(Problem to solve)
Which lines in the material below contain the word "TypeScript"? Copy each of them.

(Exercise data)
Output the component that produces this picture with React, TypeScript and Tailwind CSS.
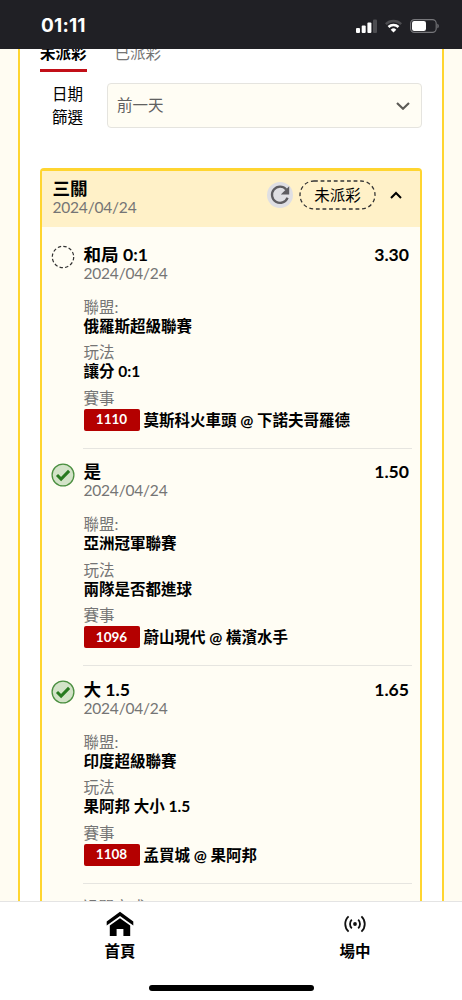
interface Bet {
  title: string;
  date: string;
  odds: string;
  won: boolean;
  league: string;
  market: string;
  code: string;
  match: string;
}

const bets: Bet[] = [
  {
    title: "和局 0:1",
    date: "2024/04/24",
    odds: "3.30",
    won: false,
    league: "俄羅斯超級聯賽",
    market: "讓分 0:1",
    code: "1110",
    match: "莫斯科火車頭 @ 下諾夫哥羅德",
  },
  {
    title: "是",
    date: "2024/04/24",
    odds: "1.50",
    won: true,
    league: "亞洲冠軍聯賽",
    market: "兩隊是否都進球",
    code: "1096",
    match: "蔚山現代 @ 橫濱水手",
  },
  {
    title: "大 1.5",
    date: "2024/04/24",
    odds: "1.65",
    won: true,
    league: "印度超級聯賽",
    market: "果阿邦 大小 1.5",
    code: "1108",
    match: "孟買城 @ 果阿邦",
  },
];

const StatusBar = () => (
  <header className="relative z-10 flex h-[49px] shrink-0 items-center justify-between bg-[#202025] pl-[41px] pr-[23px] pt-[2px]">
    <span className="font-['Inter'] text-[19px] font-bold leading-none tracking-[0.2px] text-white">
      01:11
    </span>
    <div className="flex items-center">
      <svg width="21" height="14" viewBox="0 0 21 14" fill="#fff">
        <rect x="0" y="9" width="4" height="5" rx="1" />
        <rect x="5.7" y="6.5" width="4" height="7.5" rx="1" />
        <rect x="11.4" y="3.5" width="4" height="10.5" rx="1" />
        <rect x="17" y="0.5" width="4" height="13.5" rx="1" fill="#4d4d51" />
      </svg>
      <svg className="ml-2" width="17" height="14" viewBox="0 0 17 14" fill="none" strokeWidth="2.5">
        <path d="M.8 5.1a10.9 10.9 0 0 1 15.4 0" stroke="#4d4d51" />
        <path d="M3.5 8a7.1 7.1 0 0 1 10 0" stroke="#fff" />
        <path d="M8.5 13.6 5.7 10.7a4 4 0 0 1 5.6 0Z" fill="#fff" />
      </svg>
      <svg className="ml-2" width="29" height="14" viewBox="0 0 29 14">
        <rect x="0.6" y="0.6" width="25.6" height="12.8" rx="3.8" fill="none" stroke="#77777b" strokeWidth="1.1" />
        <rect x="2" y="2" width="14" height="10" rx="2.2" fill="#fff" />
        <path d="M27.4 4.7c1.8.7 1.8 3.9 0 4.6Z" fill="#77777b" />
      </svg>
    </div>
  </header>
);

const StatusIcon = ({ won }: { won: boolean }) => (
  <svg className="mt-[14px] shrink-0" width="24" height="24" viewBox="0 0 24 24" fill="none">
    {won ? (
      <>
        <circle cx="12" cy="12" r="10.9" fill="#d3e3c8" stroke="#4b8f40" strokeWidth="1.3" />
        <path d="m6 12 4.1 4.1 8-8.2" stroke="#287a20" strokeWidth="3" />
      </>
    ) : (
      <circle cx="12" cy="12" r="10.7" stroke="#333" strokeWidth="1.2" strokeDasharray="3.4 2.2" />
    )}
  </svg>
);

const Field = ({ label, value }: { label: string; value: string }) => (
  <div className="mb-[7.5px]">
    <div className="h-[18px] leading-[18px] text-[#757575]">{label}</div>
    <div className="h-5 font-bold leading-5">{value}</div>
  </div>
);

const BetRow = ({ bet }: { bet: Bet }) => (
  <div className="flex h-[217.5px] gap-2 pl-[9px] pr-2">
    <StatusIcon won={bet.won} />
    <div className="flex-1 border-b-[1.5px] border-[#e6e5e0] pl-[0.5px] pt-[13.5px]">
      <div className="flex h-5 justify-between pr-[3px] text-[17.6px] font-bold leading-5">
        <span>{bet.title}</span>
        <span>{bet.odds}</span>
      </div>
      <div className="mb-4 h-[17px] leading-[17px] tracking-[-0.2px] text-[#757575]">{bet.date}</div>
      <Field label="聯盟:" value={bet.league} />
      <Field label="玩法" value={bet.market} />
      <div className="h-[18px] leading-[18px] text-[#757575]">賽事</div>
      <div className="mt-[1.5px] flex h-[23px] items-center gap-1 font-bold">
        <span className="flex h-[22px] w-14 items-center justify-center rounded-[2px] bg-[#b40000] text-[13.5px] text-white">
          {bet.code}
        </span>
        <span className="whitespace-nowrap leading-5">{bet.match}</span>
      </div>
    </div>
  </div>
);

const App = () => {
  return (
    <div className="flex h-[1000px] w-[462px] flex-col overflow-hidden bg-[#fffcf2] font-['Lato','Noto_Sans_CJK_TC',sans-serif] text-[15.5px] text-black">
      <StatusBar />
      <main className="mx-[18px] min-h-0 flex-1 overflow-hidden border-x-2 border-[#ffd530] bg-white px-5">
        <div className="-mt-2 flex h-[31px] gap-7">
          <div className="border-b-[3px] border-[#c20f18] font-bold leading-[25px]">未派彩</div>
          <div className="leading-[25px] text-[#757575]">已派彩</div>
        </div>

        <div className="mt-[11px] flex items-center">
          <div className="w-[67px] pl-3 leading-[22.5px]">
            日期
            <br />
            篩選
          </div>
          <div className="flex h-[45px] flex-1 items-center justify-between rounded border border-[#e5e4df] bg-[#fffdf4] pl-[9px] pr-[11px] text-[#616161]">
            <span>前一天</span>
            <svg width="14" height="8" viewBox="0 0 14 8" fill="none" stroke="#5d5b56" strokeWidth="2.2">
              <path d="m1 1 6 5.7L13 1" />
            </svg>
          </div>
        </div>

        <section className="mt-10 overflow-hidden rounded-t border-x-2 border-t-[3px] border-[#ffd530] bg-[#fffdf4]">
          <div className="mb-1 flex h-14 items-center bg-[#fff1c8] pl-[10.5px] pr-[18px]">
            <div className="mb-[3px] flex-1">
              <div className="h-[19px] text-[17.6px] font-bold leading-[19px]">三關</div>
              <div className="h-[19px] leading-[19px] tracking-[-0.2px] text-[#757575]">2024/04/24</div>
            </div>
            <div className="mb-[9px] flex items-center">
              <span className="flex size-[26px] items-center justify-center rounded-full bg-[#dfdfe3]">
                <svg width="26" height="26" viewBox="0 0 26 26" fill="none">
                  <path d="M19.2 7.4A8.1 8.1 0 1 0 20.6 15.8" stroke="#5e5d61" strokeWidth="2.3" />
                  <path d="M22.2 4.2v8.4h-8.4Z" fill="#5e5d61" />
                </svg>
              </span>
              <span className="relative ml-[6px] flex h-[30px] w-[77px] items-center justify-center">
                <svg className="absolute inset-0" width="77" height="30" viewBox="0 0 77 30" fill="none">
                  <rect x="1" y="1" width="75" height="28" rx="14" stroke="#333" strokeWidth="1.3" strokeDasharray="3.8 2.8" />
                </svg>
                <span className="pt-[2px]">未派彩</span>
              </span>
              <svg className="ml-[14px]" width="12" height="8" viewBox="0 0 12 8" fill="none" stroke="#000" strokeWidth="2">
                <path d="m1 7 5-5 5 5" />
              </svg>
            </div>
          </div>
          {bets.map((bet) => (
            <BetRow key={bet.code} bet={bet} />
          ))}
          <div className="h-[22px] pl-[41px] pt-[13px] leading-5 text-[#757575]">過關方式</div>
        </section>
      </main>

      <nav className="flex h-[99px] shrink-0 flex-col border-t border-[#e4e4e4] bg-white font-bold">
        <div className="flex h-[83px] pl-[2px] pt-[9px]">
          <div className="flex w-[236px] shrink-0 flex-col items-center">
            <svg width="28" height="26" viewBox="0 0 28 26">
              <path d="M14 0.8 27.3 10.5v4L14 4.9 0.7 14.5v-4Z" />
              <path d="M14 7.2 24.2 14.6V25h-6.8v-7h-6.8v7H3.8V14.6Z" />
            </svg>
            <span className="mt-1 leading-5">首頁</span>
          </div>
          <div className="flex w-[234px] shrink-0 flex-col items-center">
            <svg className="my-1" width="22" height="18" viewBox="0 0 22 18" fill="none" stroke="#111" strokeWidth="1.8">
              <circle cx="11" cy="9" r="1.9" fill="#111" stroke="none" />
              <path d="M7.8 4.7a6 6 0 0 0 0 8.6M14.2 4.7a6 6 0 0 1 0 8.6M4.6 1.3a10.5 10.5 0 0 0 0 15.4M17.4 1.3a10.5 10.5 0 0 1 0 15.4" />
            </svg>
            <span className="mt-1 leading-5">場中</span>
          </div>
        </div>
        <div className="mx-auto h-[6px] w-[165px] rounded-full bg-black" />
      </nav>
    </div>
  );
};

export default App;
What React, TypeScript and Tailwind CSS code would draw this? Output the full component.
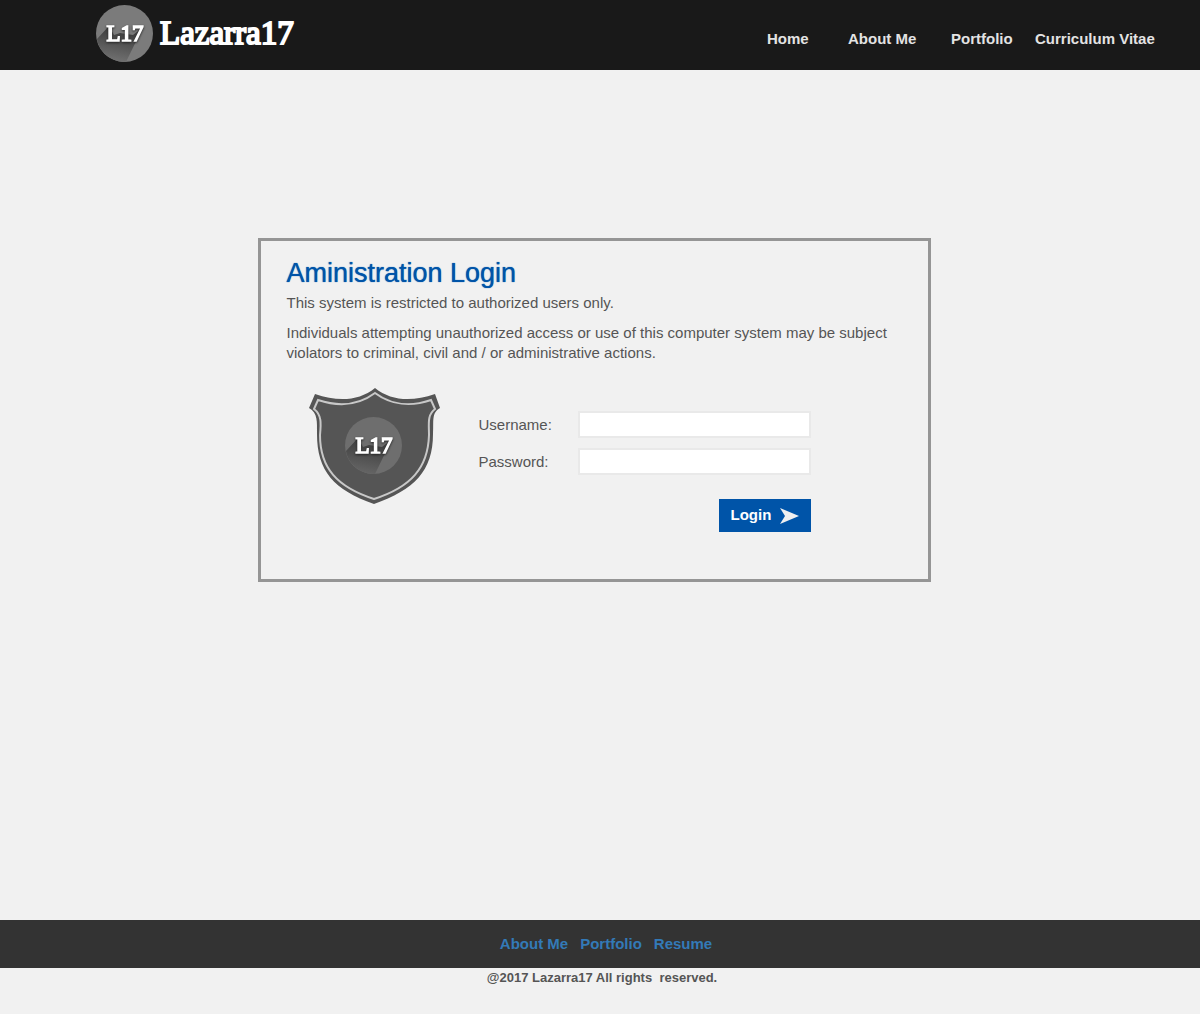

(Written reply)
Output the component that produces this picture with React, TypeScript and Tailwind CSS.
What React, TypeScript and Tailwind CSS code would draw this? Output the full component.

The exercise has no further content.